• Problem description:
Find the lines that contain the word "screenshot" and copy each one.

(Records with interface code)
________
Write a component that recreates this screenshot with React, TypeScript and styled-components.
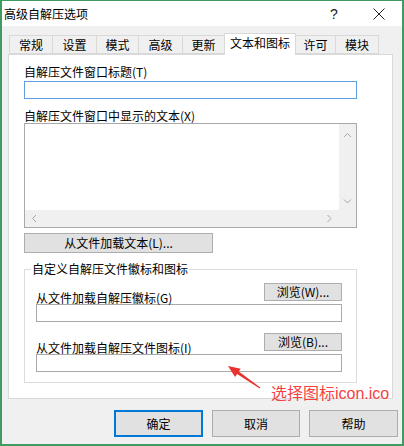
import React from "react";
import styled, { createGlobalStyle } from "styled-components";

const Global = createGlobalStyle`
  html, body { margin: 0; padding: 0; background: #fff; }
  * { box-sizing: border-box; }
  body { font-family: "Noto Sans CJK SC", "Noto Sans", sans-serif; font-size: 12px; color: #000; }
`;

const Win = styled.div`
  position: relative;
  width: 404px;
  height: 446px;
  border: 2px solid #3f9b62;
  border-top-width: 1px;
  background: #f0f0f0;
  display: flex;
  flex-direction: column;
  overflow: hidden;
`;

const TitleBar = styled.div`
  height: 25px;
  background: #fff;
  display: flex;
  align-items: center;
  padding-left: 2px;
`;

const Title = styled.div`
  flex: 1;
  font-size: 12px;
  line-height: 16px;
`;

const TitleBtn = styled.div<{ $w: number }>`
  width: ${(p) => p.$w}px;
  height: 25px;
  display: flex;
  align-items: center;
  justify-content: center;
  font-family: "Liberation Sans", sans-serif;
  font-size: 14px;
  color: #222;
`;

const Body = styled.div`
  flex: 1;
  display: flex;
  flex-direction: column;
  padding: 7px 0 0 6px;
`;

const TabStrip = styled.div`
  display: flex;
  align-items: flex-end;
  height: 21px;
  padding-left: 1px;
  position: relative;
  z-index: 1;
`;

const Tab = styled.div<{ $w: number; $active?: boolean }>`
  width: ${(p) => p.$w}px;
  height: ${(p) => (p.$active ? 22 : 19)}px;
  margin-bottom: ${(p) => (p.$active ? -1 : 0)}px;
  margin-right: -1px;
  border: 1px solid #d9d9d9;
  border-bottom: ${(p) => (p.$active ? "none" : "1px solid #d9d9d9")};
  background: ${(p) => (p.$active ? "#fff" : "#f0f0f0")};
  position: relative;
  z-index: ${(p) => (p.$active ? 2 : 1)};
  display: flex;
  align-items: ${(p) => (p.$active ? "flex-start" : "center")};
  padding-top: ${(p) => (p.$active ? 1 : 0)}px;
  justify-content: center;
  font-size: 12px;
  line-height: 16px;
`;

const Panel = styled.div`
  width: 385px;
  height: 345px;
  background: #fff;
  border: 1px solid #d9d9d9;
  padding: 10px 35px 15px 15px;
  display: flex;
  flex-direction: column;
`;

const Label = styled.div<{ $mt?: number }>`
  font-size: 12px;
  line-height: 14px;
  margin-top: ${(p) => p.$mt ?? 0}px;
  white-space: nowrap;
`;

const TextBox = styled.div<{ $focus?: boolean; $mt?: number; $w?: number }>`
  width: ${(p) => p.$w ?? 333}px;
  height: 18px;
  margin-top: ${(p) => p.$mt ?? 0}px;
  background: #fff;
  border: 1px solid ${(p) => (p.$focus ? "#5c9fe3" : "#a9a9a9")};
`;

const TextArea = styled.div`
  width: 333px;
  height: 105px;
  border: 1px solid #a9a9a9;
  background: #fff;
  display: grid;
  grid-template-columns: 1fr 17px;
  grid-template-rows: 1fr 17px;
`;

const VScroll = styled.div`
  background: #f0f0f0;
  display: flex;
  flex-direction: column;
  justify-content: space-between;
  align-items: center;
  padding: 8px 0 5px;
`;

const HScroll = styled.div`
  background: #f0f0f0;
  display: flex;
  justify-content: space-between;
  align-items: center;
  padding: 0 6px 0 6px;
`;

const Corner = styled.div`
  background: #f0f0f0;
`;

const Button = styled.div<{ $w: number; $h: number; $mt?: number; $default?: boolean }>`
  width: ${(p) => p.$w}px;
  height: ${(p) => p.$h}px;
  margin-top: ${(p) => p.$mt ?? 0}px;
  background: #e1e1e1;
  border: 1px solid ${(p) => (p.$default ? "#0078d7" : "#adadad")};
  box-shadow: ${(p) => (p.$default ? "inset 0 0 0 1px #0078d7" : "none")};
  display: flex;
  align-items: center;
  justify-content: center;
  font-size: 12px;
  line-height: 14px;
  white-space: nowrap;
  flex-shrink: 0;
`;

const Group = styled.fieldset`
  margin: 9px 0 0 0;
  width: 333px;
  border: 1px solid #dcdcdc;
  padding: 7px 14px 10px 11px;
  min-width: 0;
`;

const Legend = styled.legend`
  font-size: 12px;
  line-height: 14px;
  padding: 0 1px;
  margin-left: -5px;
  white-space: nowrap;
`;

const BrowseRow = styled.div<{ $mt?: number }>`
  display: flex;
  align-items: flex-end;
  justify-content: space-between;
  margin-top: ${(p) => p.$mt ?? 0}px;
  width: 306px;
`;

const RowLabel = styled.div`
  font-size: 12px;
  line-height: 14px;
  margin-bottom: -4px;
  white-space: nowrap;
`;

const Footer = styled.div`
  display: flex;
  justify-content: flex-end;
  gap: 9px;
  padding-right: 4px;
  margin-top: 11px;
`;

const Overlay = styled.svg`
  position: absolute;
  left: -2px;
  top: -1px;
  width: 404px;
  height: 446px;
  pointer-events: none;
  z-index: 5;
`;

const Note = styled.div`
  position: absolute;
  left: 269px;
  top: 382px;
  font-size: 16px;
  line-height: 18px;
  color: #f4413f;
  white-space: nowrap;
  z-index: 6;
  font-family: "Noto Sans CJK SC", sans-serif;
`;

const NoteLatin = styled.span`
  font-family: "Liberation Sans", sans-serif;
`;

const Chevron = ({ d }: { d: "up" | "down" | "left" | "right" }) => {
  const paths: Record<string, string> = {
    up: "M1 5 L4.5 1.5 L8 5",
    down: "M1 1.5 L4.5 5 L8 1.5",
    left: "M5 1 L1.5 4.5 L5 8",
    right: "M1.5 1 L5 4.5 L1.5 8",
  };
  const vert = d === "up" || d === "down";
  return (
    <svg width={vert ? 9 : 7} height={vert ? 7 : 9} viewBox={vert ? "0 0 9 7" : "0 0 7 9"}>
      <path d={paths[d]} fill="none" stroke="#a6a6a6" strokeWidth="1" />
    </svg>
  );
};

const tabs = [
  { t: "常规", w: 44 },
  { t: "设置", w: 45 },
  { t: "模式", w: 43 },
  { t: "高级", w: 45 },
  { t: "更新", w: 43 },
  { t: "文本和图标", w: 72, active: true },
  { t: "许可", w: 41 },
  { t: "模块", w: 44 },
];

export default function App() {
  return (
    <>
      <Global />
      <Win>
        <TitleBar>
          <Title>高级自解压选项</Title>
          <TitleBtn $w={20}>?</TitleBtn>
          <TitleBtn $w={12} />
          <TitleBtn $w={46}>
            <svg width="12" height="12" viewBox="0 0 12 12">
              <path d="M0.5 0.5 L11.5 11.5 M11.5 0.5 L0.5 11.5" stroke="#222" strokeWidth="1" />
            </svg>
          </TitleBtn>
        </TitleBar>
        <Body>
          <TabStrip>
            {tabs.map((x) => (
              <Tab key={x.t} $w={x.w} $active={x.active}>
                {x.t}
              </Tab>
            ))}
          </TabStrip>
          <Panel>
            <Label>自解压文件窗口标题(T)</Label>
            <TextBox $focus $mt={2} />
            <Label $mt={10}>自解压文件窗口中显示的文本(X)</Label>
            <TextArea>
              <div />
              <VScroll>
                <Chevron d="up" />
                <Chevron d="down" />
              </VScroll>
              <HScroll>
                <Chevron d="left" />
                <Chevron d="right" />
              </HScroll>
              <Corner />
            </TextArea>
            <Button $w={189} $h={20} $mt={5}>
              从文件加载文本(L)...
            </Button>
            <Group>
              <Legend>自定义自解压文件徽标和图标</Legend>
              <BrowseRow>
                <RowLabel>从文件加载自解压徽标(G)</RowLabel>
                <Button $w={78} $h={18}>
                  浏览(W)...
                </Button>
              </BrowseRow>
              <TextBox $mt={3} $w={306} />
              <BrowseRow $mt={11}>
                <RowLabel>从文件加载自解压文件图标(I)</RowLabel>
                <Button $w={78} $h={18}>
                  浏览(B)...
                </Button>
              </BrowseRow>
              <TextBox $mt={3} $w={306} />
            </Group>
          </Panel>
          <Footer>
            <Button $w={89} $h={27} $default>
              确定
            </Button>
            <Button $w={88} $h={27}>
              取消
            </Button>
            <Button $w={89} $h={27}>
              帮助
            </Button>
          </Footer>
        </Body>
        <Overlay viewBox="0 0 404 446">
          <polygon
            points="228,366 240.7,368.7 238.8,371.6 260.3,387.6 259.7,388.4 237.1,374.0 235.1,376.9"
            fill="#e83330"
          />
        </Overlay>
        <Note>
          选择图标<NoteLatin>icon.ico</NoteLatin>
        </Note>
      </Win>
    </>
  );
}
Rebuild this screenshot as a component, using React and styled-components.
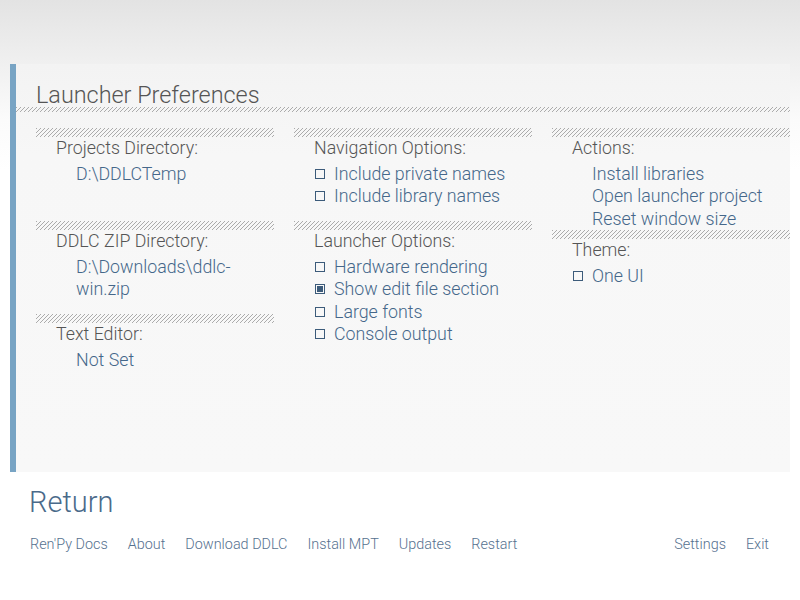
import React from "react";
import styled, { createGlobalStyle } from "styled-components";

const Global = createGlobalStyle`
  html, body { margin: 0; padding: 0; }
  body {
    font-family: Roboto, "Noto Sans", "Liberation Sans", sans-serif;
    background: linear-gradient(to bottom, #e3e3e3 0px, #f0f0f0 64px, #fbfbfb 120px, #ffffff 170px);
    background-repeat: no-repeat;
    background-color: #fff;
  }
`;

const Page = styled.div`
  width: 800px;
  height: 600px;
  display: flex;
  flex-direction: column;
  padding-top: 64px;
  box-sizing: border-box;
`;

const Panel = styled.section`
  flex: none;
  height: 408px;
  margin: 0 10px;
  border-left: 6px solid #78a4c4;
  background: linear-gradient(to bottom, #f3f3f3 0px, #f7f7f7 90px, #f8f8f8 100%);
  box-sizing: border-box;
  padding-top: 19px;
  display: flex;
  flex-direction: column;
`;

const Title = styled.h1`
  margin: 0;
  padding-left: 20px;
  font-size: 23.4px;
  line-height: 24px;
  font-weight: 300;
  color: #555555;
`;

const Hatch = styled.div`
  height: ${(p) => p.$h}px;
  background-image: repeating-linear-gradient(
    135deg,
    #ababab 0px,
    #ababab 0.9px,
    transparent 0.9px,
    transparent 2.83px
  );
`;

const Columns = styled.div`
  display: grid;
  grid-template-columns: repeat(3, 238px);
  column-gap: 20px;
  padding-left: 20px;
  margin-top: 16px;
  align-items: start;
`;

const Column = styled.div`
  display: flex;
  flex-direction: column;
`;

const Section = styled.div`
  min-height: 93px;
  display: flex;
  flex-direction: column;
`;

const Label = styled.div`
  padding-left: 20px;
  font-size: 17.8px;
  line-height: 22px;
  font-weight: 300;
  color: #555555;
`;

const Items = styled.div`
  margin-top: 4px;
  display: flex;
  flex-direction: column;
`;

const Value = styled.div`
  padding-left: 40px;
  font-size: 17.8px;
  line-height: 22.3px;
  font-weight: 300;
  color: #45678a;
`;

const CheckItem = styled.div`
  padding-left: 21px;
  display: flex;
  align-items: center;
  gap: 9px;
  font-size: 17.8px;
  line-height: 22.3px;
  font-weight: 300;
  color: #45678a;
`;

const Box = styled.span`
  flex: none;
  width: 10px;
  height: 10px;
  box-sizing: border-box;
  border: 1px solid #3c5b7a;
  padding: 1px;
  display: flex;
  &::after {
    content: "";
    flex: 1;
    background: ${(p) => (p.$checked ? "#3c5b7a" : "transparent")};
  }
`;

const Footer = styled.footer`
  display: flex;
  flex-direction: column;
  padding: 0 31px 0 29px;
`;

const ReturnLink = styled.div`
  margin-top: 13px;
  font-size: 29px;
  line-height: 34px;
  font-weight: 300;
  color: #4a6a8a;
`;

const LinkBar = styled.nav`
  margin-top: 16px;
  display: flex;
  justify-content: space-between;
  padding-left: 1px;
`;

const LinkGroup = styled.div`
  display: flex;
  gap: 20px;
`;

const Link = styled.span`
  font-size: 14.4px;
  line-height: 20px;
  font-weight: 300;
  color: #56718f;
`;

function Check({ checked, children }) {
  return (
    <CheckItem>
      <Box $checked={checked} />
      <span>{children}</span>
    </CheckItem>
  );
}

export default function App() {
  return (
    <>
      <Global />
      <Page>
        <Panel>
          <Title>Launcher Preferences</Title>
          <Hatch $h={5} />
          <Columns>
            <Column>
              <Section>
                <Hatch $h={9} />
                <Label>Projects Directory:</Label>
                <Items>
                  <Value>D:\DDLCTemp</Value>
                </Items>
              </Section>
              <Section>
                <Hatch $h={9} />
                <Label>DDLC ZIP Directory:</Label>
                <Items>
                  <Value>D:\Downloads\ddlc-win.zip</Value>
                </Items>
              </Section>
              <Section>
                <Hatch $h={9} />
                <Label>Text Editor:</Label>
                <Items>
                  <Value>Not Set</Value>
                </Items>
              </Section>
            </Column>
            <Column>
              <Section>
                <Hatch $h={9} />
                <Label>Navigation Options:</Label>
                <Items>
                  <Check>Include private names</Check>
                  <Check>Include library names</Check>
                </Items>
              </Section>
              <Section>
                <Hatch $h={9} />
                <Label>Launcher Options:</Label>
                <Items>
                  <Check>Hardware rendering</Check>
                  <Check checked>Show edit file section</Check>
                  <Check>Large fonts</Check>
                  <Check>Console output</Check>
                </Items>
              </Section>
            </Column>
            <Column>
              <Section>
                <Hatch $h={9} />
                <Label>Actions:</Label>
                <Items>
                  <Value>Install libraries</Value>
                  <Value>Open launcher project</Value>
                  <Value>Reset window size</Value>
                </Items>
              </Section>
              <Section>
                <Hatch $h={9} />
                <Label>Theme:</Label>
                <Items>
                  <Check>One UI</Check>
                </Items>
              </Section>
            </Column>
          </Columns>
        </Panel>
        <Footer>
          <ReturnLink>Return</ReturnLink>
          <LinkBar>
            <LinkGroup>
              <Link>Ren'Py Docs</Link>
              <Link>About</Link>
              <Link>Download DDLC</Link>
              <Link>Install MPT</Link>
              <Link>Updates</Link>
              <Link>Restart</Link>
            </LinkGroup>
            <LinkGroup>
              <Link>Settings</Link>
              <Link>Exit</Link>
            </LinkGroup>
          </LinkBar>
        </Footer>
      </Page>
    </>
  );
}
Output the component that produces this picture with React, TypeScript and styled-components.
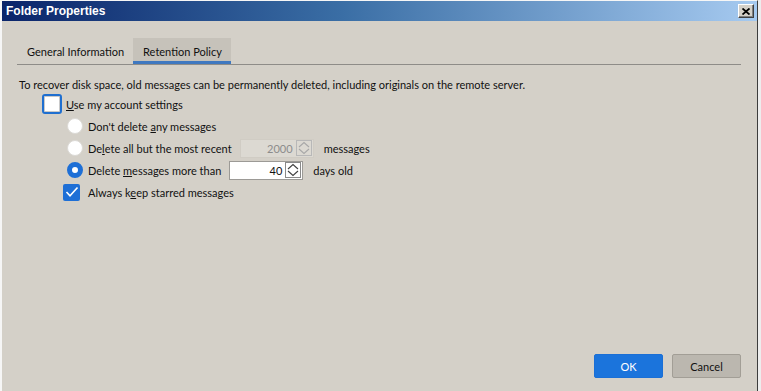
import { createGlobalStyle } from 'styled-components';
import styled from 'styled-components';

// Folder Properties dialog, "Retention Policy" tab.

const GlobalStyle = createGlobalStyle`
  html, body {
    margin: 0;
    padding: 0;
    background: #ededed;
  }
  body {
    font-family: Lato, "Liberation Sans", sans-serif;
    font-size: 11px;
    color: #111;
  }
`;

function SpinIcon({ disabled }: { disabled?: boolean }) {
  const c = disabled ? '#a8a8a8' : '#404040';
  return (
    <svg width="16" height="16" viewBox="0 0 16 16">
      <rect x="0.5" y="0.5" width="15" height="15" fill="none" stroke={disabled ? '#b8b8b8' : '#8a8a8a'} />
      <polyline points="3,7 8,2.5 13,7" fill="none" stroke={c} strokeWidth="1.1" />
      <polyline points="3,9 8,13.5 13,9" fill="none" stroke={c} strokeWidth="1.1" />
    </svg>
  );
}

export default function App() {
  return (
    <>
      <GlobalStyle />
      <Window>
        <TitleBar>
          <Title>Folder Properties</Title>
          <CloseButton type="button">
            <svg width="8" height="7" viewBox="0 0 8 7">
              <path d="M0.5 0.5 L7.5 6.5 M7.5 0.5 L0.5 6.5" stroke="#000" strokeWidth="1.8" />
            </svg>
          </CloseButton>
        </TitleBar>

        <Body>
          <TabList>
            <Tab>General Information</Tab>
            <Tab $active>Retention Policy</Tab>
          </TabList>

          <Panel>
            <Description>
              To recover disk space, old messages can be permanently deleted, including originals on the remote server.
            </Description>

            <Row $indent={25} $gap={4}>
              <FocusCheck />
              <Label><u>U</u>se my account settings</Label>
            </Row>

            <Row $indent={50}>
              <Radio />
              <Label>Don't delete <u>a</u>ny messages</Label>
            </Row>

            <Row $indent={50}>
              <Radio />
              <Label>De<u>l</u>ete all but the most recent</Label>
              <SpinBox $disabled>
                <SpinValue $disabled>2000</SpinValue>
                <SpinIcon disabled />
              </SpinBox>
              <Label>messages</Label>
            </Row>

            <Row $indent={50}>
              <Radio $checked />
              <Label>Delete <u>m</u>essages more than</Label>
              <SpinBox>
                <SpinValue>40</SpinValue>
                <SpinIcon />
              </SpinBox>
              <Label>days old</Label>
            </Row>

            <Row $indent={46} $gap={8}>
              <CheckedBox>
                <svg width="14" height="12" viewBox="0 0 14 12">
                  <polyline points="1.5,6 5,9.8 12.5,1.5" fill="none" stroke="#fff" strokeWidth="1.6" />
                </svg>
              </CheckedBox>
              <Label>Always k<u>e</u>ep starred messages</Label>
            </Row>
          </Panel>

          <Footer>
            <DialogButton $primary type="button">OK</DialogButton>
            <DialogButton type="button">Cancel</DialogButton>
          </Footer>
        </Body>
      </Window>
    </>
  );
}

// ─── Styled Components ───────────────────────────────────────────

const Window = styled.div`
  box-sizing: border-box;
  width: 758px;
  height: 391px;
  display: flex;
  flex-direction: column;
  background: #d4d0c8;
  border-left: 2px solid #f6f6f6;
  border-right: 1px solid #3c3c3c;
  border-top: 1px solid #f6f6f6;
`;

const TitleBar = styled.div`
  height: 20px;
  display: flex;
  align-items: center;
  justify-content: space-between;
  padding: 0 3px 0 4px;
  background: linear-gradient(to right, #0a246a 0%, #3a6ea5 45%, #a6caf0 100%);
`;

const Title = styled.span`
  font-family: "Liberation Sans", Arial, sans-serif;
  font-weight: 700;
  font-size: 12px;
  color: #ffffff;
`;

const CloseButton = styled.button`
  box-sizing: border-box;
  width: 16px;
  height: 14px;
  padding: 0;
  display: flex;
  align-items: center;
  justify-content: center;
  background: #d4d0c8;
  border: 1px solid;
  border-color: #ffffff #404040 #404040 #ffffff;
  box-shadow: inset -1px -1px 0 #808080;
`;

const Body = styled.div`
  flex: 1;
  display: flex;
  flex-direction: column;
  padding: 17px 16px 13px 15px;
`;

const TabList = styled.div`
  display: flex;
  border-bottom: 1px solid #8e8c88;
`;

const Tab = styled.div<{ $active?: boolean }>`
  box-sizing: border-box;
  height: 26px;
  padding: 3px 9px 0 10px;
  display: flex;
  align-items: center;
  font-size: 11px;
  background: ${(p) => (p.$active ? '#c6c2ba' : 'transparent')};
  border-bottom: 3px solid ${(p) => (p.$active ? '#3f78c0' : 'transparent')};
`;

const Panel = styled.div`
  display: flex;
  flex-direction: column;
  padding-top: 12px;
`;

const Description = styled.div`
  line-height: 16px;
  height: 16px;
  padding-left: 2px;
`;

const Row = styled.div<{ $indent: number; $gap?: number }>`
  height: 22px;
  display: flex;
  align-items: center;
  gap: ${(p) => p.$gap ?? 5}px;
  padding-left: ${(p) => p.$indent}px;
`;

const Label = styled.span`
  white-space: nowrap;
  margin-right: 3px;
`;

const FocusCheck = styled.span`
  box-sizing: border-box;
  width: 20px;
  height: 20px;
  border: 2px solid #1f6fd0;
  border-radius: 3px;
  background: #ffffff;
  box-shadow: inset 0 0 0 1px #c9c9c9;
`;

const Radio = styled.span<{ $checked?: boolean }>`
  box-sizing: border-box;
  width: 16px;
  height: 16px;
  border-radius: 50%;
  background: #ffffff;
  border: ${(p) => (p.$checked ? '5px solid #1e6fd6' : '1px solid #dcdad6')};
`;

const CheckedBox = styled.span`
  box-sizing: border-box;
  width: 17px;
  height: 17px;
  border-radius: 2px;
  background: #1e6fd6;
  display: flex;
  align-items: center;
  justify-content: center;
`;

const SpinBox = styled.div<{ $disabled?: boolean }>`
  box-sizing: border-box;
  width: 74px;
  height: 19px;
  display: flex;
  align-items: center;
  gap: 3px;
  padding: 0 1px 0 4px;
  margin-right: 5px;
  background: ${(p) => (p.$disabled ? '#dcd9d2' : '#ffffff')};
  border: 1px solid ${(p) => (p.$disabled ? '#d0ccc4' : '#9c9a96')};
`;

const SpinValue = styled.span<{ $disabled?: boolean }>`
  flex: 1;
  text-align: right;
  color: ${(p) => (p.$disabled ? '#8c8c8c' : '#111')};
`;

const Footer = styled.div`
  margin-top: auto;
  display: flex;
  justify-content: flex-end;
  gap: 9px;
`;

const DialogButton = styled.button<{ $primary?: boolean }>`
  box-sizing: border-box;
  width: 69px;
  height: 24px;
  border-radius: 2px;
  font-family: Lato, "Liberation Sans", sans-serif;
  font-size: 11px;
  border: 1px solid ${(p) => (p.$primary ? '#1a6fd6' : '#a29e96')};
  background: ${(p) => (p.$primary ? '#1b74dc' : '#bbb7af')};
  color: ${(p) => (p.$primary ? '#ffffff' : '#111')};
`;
________
• Answer for the task:
Write a component that recreates this screenshot with React, TypeScript and styled-components.
Rebuild this screenshot as a component, using React and styled-components.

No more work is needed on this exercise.